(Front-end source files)
* * * * * * *

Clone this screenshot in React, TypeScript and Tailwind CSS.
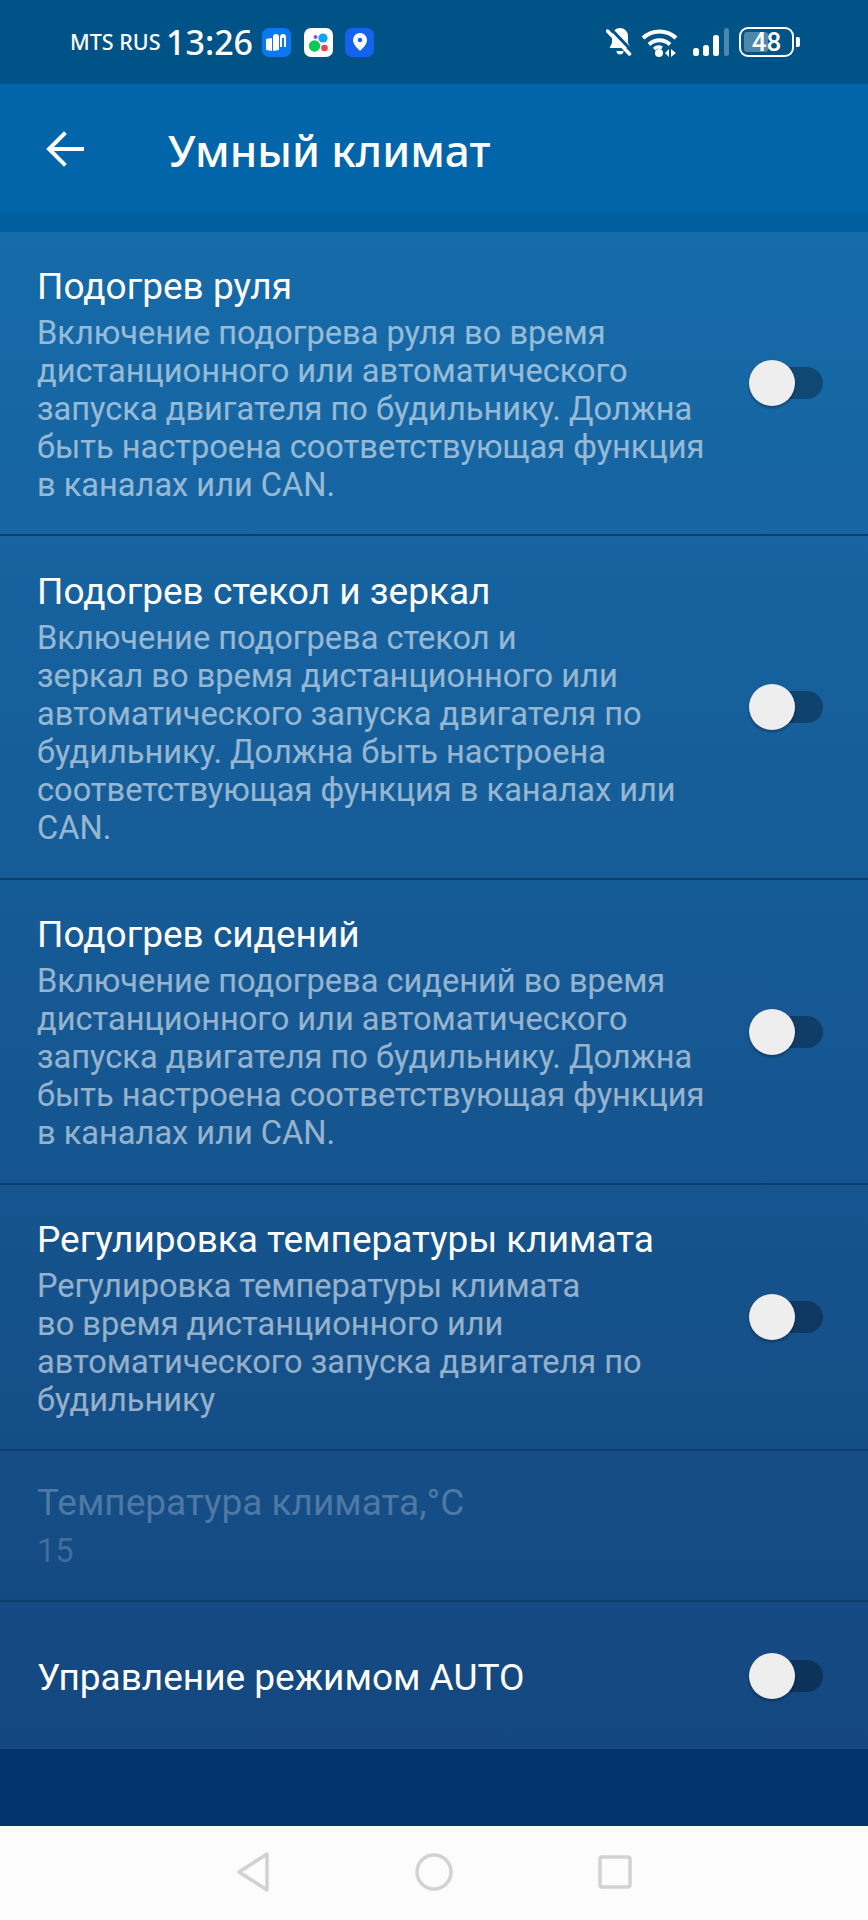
import React from 'react'

const font = { fontFamily: '"Roboto", "Noto Sans", sans-serif' }

function Toggle() {
  return (
    <div className="relative w-[74px] h-[32px] shrink-0 rounded-full bg-black/30">
      <div className="absolute left-0 top-[-7px] w-[46px] h-[46px] rounded-full bg-[#eeeeee] shadow-[0_2px_3px_rgba(0,0,0,0.3)]" />
    </div>
  )
}

function Row({ title, lines, rowClass }: { title: string; lines: string[]; rowClass: string }) {
  return (
    <div className={"flex items-center justify-between pl-[37px] pr-[45px] border-b-2 border-[#0f3d6d] " + rowClass}>
      <div className="pt-[2px]">
        <div className="text-[37px] leading-[44px] text-white">{title}</div>
        <div className="text-[32.6px] leading-[38px] text-white/55 mt-[5px]">
          {lines.map((l, i) => <div key={i} className="whitespace-nowrap">{l}</div>)}
        </div>
      </div>
      <Toggle />
    </div>
  )
}

function StatusBar() {
  return (
    <div className="h-[84px] bg-[#005387] flex items-start justify-between pl-[70px] pr-[68px] pt-[27px] text-white">
      <div className="flex items-center h-[30px]">
        <span className="text-[21.5px] w-[96px] font-medium whitespace-nowrap" style={{ fontFamily: '"Noto Sans", sans-serif' }}>MTS RUS</span>
        <span className="text-[34px] w-[96px] font-medium" style={{ fontFamily: '"Noto Sans", sans-serif' }}>13:26</span>
        <div className="flex gap-[12.5px]">
          <div className="w-[29px] h-[29px] rounded-[7px] bg-[#0a78f0] flex items-center justify-center">
            <svg width="21" height="17" viewBox="0 0 21 17" fill="#fff">
              <path d="M0 5l6-1v13l-6-1z" />
              <path d="M7 3a3 3 0 0 1 6 0v13l-6 1z" />
              <path d="M14 3a3 3 0 0 1 6 0v10h-2V4h-2v9h-2z" />
            </svg>
          </div>
          <div className="w-[29px] h-[29px] rounded-[7px] bg-white">
            <svg width="29" height="29" viewBox="0 0 29 29">
              <circle cx="19" cy="10" r="4.6" fill="#0aa5f5" />
              <circle cx="10.500" cy="18" r="5.700" fill="#10c85a" />
              <circle cx="20.500" cy="20" r="3.300" fill="#f53c4b" />
              <circle cx="11.500" cy="9" r="2" fill="#8a50dc" />
            </svg>
          </div>
          <div className="w-[29px] h-[29px] rounded-[7px] bg-[#1463ee] flex items-center justify-center">
            <svg width="14" height="18" viewBox="0 0 14 18">
              <path d="M7 0a7 7 0 0 1 7 7c0 4-4 8-7 11C4 15 0 11 0 7a7 7 0 0 1 7-7z" fill="#fff" />
              <circle cx="7" cy="7" r="2.300" fill="#1463ee" />
            </svg>
          </div>
        </div>
      </div>
      <div className="flex items-center h-[30px]">
        <svg width="26" height="30" viewBox="0 0 26 30" fill="#fff" className="mr-[9px]">
          <path d="M14 1a8 8 0 0 1 8 8v7l2.500 5H3.500L6 16V9a8 8 0 0 1 8-8z" />
          <path d="M10.500 24h7a3.500 3.500 0 0 1-7 0z" />
          <path d="M3 0l24 25" stroke="#005387" strokeWidth="3" />
          <path d="M1.500 4l22 23" stroke="#fff" strokeWidth="3.500" strokeLinecap="round" />
        </svg>
        <svg width="37" height="30" viewBox="0 0 37 30" fill="none" stroke="#fff" strokeWidth="4" className="mr-[15px]">
          <path d="M2 11a24 24 0 0 1 33 0" />
          <path d="M8 17.500a15 15 0 0 1 21 0" />
          <path d="M13 22a7 7 0 0 1 8-1" strokeWidth="3.500" />
          <circle cx="18" cy="26" r="4" fill="#fff" stroke="none" />
          <path d="M28 22v8l-4-4zM30 22v8l5-4z" fill="#fff" stroke="none" />
        </svg>
        <svg width="36" height="30" viewBox="0 0 36 30" fill="#fff" className="mr-[10px]">
          <rect x="0" y="21" width="6" height="8" rx="2.500" />
          <rect x="10" y="18" width="6" height="11" rx="2.500" />
          <rect x="20" y="8" width="6" height="21" rx="2.500" />
          <rect x="31" y="1" width="5" height="28" rx="2.500" fillOpacity="0.3" />
        </svg>
        <div className="relative w-[55px] h-[30px] rounded-[9px] border-[2.500px] border-white overflow-hidden flex items-center justify-center">
          <div className="absolute left-[3px] top-[3px] bottom-[3px] w-[24px] rounded-[3px] bg-white/30" />
          <span className="relative text-[26px] font-medium leading-none" style={font}>48</span>
        </div>
        <div className="w-[4px] h-[10px] ml-[2px] rounded-r-[2px] bg-white" />
      </div>
    </div>
  )
}

function NavBar() {
  return (
    <div className="h-[94px] bg-[#fcfcfc] flex items-center justify-center gap-[145px] pb-[2px]">
      <svg width="34" height="42" viewBox="0 0 34 42" fill="none" stroke="#d2d2d2" strokeWidth="3.500" strokeLinejoin="round">
        <path d="M31 3v36L3 21z" />
      </svg>
      <svg width="38" height="38" viewBox="0 0 38 38" fill="none" stroke="#d2d2d2" strokeWidth="3.500">
        <circle cx="19" cy="19" r="17" />
      </svg>
      <svg width="34" height="34" viewBox="0 0 34 34" fill="none" stroke="#d2d2d2" strokeWidth="3.500" strokeLinejoin="round">
        <rect x="2" y="2" width="30" height="30" rx="2" />
      </svg>
    </div>
  )
}

export default function App() {
  return (
    <div className="w-[868px] h-[1920px] flex flex-col overflow-hidden" style={font}>
      <StatusBar />
      <div className="h-[129px] bg-[#0265aa] flex items-center pl-[44px] text-white">
        <svg width="42" height="38" viewBox="0 0 42 38" fill="none" stroke="#fff" strokeWidth="4" strokeLinecap="square" className="mr-[82px]">
          <path d="M38 19H6" />
          <path d="M20 4 5 19l15 15" />
        </svg>
        <span className="text-[44px] font-medium mt-[2px]" style={{ fontFamily: '"Noto Sans", sans-serif' }}>Умный климат</span>
      </div>
      <div className="h-[19px] bg-[#015f9f]" />

      <div className="bg-gradient-to-b from-[#166ba9] to-[#14477f]">
        <Row
          title="Подогрев руля"
          rowClass="h-[304px]"
          lines={[
            'Включение подогрева руля во время',
            'дистанционного или автоматического',
            'запуска двигателя по будильнику. Должна',
            'быть настроена соответствующая функция',
            'в каналах или CAN.',
          ]}
        />
        <Row
          title="Подогрев стекол и зеркал"
          rowClass="h-[344px]"
          lines={[
            'Включение подогрева стекол и',
            'зеркал во время дистанционного или',
            'автоматического запуска двигателя по',
            'будильнику. Должна быть настроена',
            'соответствующая функция в каналах или',
            'CAN.',
          ]}
        />
        <Row
          title="Подогрев сидений"
          rowClass="h-[305px]"
          lines={[
            'Включение подогрева сидений во время',
            'дистанционного или автоматического',
            'запуска двигателя по будильнику. Должна',
            'быть настроена соответствующая функция',
            'в каналах или CAN.',
          ]}
        />
        <Row
          title="Регулировка температуры климата"
          rowClass="h-[266px]"
          lines={[
            'Регулировка температуры климата',
            'во время дистанционного или',
            'автоматического запуска двигателя по',
            'будильнику',
          ]}
        />
        <div className="h-[151px] pl-[37px] flex flex-col justify-center border-b-2 border-[#0f3d6d]">
          <div className="text-[37px] leading-[44px] text-white/25">Температура климата,°C</div>
          <div className="text-[32.6px] leading-[38px] text-white/20 mt-[7px]">15</div>
        </div>
        <div className="h-[147px] pl-[37px] pr-[45px] flex items-center justify-between">
          <div className="text-[37px] leading-[44px] text-white mt-[5px]">Управление режимом AUTO</div>
          <Toggle />
        </div>
      </div>

      <div className="flex-1 bg-[#02356f]" />
      <NavBar />
    </div>
  )
}
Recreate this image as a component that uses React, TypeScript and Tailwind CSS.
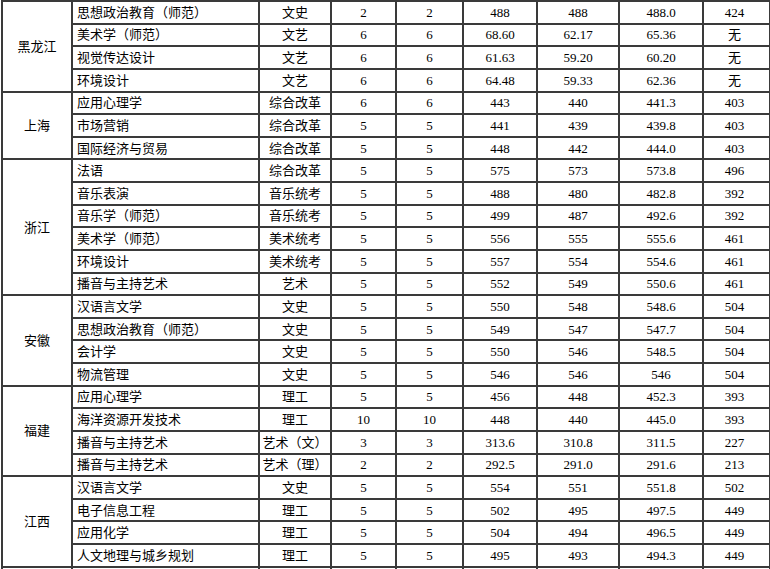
type Row = [string, string, string, string, string, string, string, string]

type Group = {
  province: string
  rows: Row[]
}

const groups: Group[] = [
  {
    province: '黑龙江',
    rows: [
      ['思想政治教育（师范）', '文史', '2', '2', '488', '488', '488.0', '424'],
      ['美术学（师范）', '文艺', '6', '6', '68.60', '62.17', '65.36', '无'],
      ['视觉传达设计', '文艺', '6', '6', '61.63', '59.20', '60.20', '无'],
      ['环境设计', '文艺', '6', '6', '64.48', '59.33', '62.36', '无'],
    ],
  },
  {
    province: '上海',
    rows: [
      ['应用心理学', '综合改革', '6', '6', '443', '440', '441.3', '403'],
      ['市场营销', '综合改革', '5', '5', '441', '439', '439.8', '403'],
      ['国际经济与贸易', '综合改革', '5', '5', '448', '442', '444.0', '403'],
    ],
  },
  {
    province: '浙江',
    rows: [
      ['法语', '综合改革', '5', '5', '575', '573', '573.8', '496'],
      ['音乐表演', '音乐统考', '5', '5', '488', '480', '482.8', '392'],
      ['音乐学（师范）', '音乐统考', '5', '5', '499', '487', '492.6', '392'],
      ['美术学（师范）', '美术统考', '5', '5', '556', '555', '555.6', '461'],
      ['环境设计', '美术统考', '5', '5', '557', '554', '554.6', '461'],
      ['播音与主持艺术', '艺术', '5', '5', '552', '549', '550.6', '461'],
    ],
  },
  {
    province: '安徽',
    rows: [
      ['汉语言文学', '文史', '5', '5', '550', '548', '548.6', '504'],
      ['思想政治教育（师范）', '文史', '5', '5', '549', '547', '547.7', '504'],
      ['会计学', '文史', '5', '5', '550', '546', '548.5', '504'],
      ['物流管理', '文史', '5', '5', '546', '546', '546', '504'],
    ],
  },
  {
    province: '福建',
    rows: [
      ['应用心理学', '理工', '5', '5', '456', '448', '452.3', '393'],
      ['海洋资源开发技术', '理工', '10', '10', '448', '440', '445.0', '393'],
      ['播音与主持艺术', '艺术（文）', '3', '3', '313.6', '310.8', '311.5', '227'],
      ['播音与主持艺术', '艺术（理）', '2', '2', '292.5', '291.0', '291.6', '213'],
    ],
  },
  {
    province: '江西',
    rows: [
      ['汉语言文学', '文史', '5', '5', '554', '551', '551.8', '502'],
      ['电子信息工程', '理工', '5', '5', '502', '495', '497.5', '449'],
      ['应用化学', '理工', '5', '5', '504', '494', '496.5', '449'],
      ['人文地理与城乡规划', '理工', '5', '5', '495', '493', '494.3', '449'],
    ],
  },
]

const cell = 'border-2 border-[#3a3a3a] p-0 h-[22.64px] leading-none'

const App = () => {
  return (
    <div className="w-[770px] h-[569px] overflow-hidden bg-white pl-[1px]">
      <table
        className="border-collapse table-fixed w-[768px] text-[13px] text-black"
        style={{ fontFamily: '"Liberation Serif", "Noto Sans CJK SC", serif' }}
      >
        <colgroup>
          <col className="w-[70px]" />
          <col className="w-[187px]" />
          <col className="w-[72px]" />
          <col className="w-[65px]" />
          <col className="w-[67px]" />
          <col className="w-[74px]" />
          <col className="w-[82px]" />
          <col className="w-[84px]" />
          <col className="w-[67px]" />
        </colgroup>
        <tbody>
          {groups.map((g) =>
            g.rows.map((r, i) => (
              <tr key={g.province + i}>
                {i === 0 && (
                  <td rowSpan={g.rows.length} className={`${cell} text-center align-middle`}>
                    {g.province}
                  </td>
                )}
                <td className={`${cell} text-left pl-[4px] whitespace-nowrap`}>{r[0]}</td>
                <td className={`${cell} text-center whitespace-nowrap`}>{r[1]}</td>
                <td className={`${cell} text-center`}>{r[2]}</td>
                <td className={`${cell} text-center`}>{r[3]}</td>
                <td className={`${cell} text-center`}>{r[4]}</td>
                <td className={`${cell} text-center`}>{r[5]}</td>
                <td className={`${cell} text-center`}>{r[6]}</td>
                <td className={`${cell} text-center pr-[4px]`}>{r[7]}</td>
              </tr>
            ))
          )}
          <tr>
            {Array.from({ length: 9 }).map((_, i) => (
              <td key={i} className={cell}></td>
            ))}
          </tr>
        </tbody>
      </table>
    </div>
  )
}

export default App
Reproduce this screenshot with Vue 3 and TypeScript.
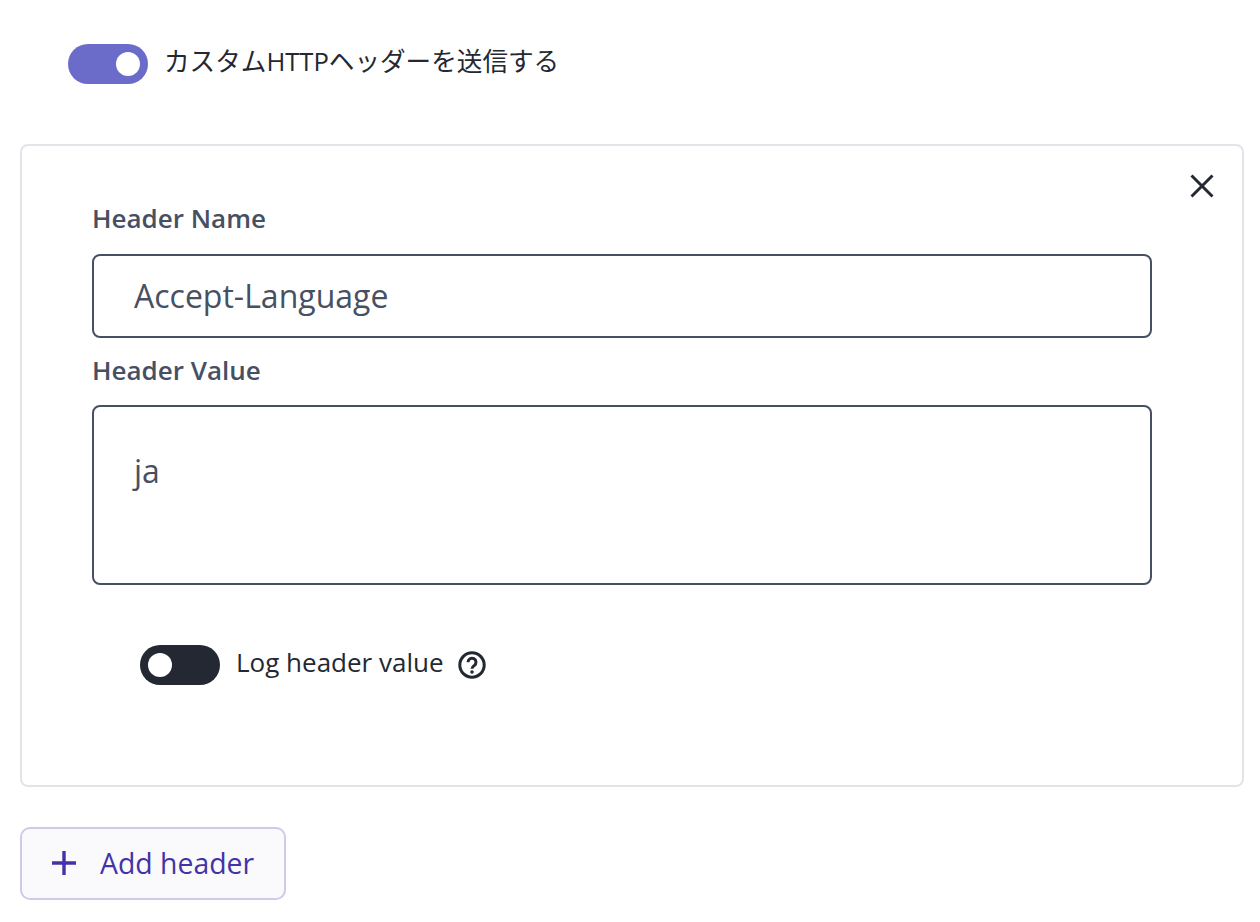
<script setup lang="ts">
const headerName = 'Accept-Language'
const headerValue = 'ja'
</script>

<template>
  <div class="page">
    <div class="toggle-row top">
      <span class="switch on"><span class="knob"></span></span>
      <span class="toggle-label jp">カスタムHTTPヘッダーを送信する</span>
    </div>

    <section class="card">
      <button class="close" type="button" aria-label="Remove header">
        <svg width="24" height="24" viewBox="0 0 24 24" fill="none" stroke="#232832" stroke-width="3">
          <path d="M1.5 1.5 22.5 22.5M22.5 1.5 1.5 22.5" />
        </svg>
      </button>
      <label class="field-label first">Header Name</label>
      <input class="control single" :value="headerName" />
      <label class="field-label second">Header Value</label>
      <textarea class="control multi" :value="headerValue"></textarea>
      <div class="toggle-row log">
        <span class="switch off"><span class="knob"></span></span>
        <span class="toggle-label">Log header value</span>
        <svg class="help" width="28" height="28" viewBox="0 0 28 28" fill="none" stroke="#232832">
          <circle cx="14" cy="14" r="12.2" stroke-width="3" />
          <path d="M10 11.2a4 4 0 1 1 6.3 3.3c-1.5 1-2.3 1.7-2.3 3.3" stroke-width="3" />
          <circle cx="14" cy="21" r="1.8" fill="#232832" stroke="none" />
        </svg>
      </div>
    </section>

    <button class="add" type="button">
      <svg width="24" height="24" viewBox="0 0 24 24" fill="none" stroke="#4433a6" stroke-width="3.4">
        <path d="M12 0V24M0 12H24" />
      </svg>
      <span>Add header</span>
    </button>
  </div>
</template>

<style>
html, body { background: #fff; }
</style>

<style scoped>
.page {
  box-sizing: border-box;
  width: 1260px;
  height: 922px;
  padding: 44px 16px 0 20px;
  font-family: "Open Sans", "Noto Sans CJK JP", sans-serif;
  overflow: hidden;
}
.toggle-row { display: flex; align-items: center; }
.top { padding-left: 48px; height: 40px; }
.switch {
  display: flex;
  align-items: center;
  width: 80px;
  height: 40px;
  border-radius: 20px;
  padding: 0 8px;
  box-sizing: border-box;
  flex: none;
}
.switch.on { background: #6b6bca; justify-content: flex-end; }
.switch.off { background: #232832; }
.knob { width: 24px; height: 24px; border-radius: 50%; background: #fff; }
.toggle-label {
  margin-left: 16px;
  font-size: 26px;
  line-height: 36px;
  color: #232832;
  position: relative;
  top: -3px;
}
.toggle-label.jp { font-size: 25.6px; top: -2px; }
.card {
  position: relative;
  box-sizing: border-box;
  margin-top: 60px;
  width: 1224px;
  height: 643px;
  border: 2px solid #e3e4e9;
  border-radius: 8px;
  padding: 54px 90px 0 70px;
}
.close {
  position: absolute;
  top: 28px;
  right: 28px;
  padding: 0;
  border: 0;
  background: none;
  display: flex;
}
.field-label {
  display: block;
  font-size: 26px;
  line-height: 36px;
  font-weight: 600;
  color: #475063;
}
.second { margin-top: 14px; }
.control {
  display: block;
  box-sizing: border-box;
  width: 1060px;
  border: 2px solid #475063;
  border-radius: 8px;
  background: #fff;
  font-family: inherit;
  font-size: 32px;
  color: #475063;
  padding: 0 40px;
  margin: 20px 0 0;
  outline: none;
  resize: none;
}
.first + .control { margin-top: 18px; }
.single { height: 84px; padding-bottom: 2px; }
.multi { height: 180px; margin-top: 17px; padding-top: 42px; line-height: 44px; }
.log { margin: 60px 0 0 48px; height: 40px; }
.help { margin-left: 14px; }
.add {
  display: flex;
  align-items: center;
  box-sizing: border-box;
  margin-top: 40px;
  width: 266px;
  height: 73px;
  padding: 0 0 2px 30px;
  border: 2px solid #cdcbec;
  border-radius: 10px;
  background: #fafafc;
  color: #4433a6;
  font-family: inherit;
  font-size: 28.4px;
}
.add span { margin-left: 24px; }
</style>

* * * * * * *

EXERCISE PROMPT: Your task is to list each line of the records with the word "React".

CORRECT RESULT:
Clone this screenshot in React, TypeScript and Tailwind CSS.
import React from 'react'
Recreate this image as a component that uses React, TypeScript and Tailwind CSS.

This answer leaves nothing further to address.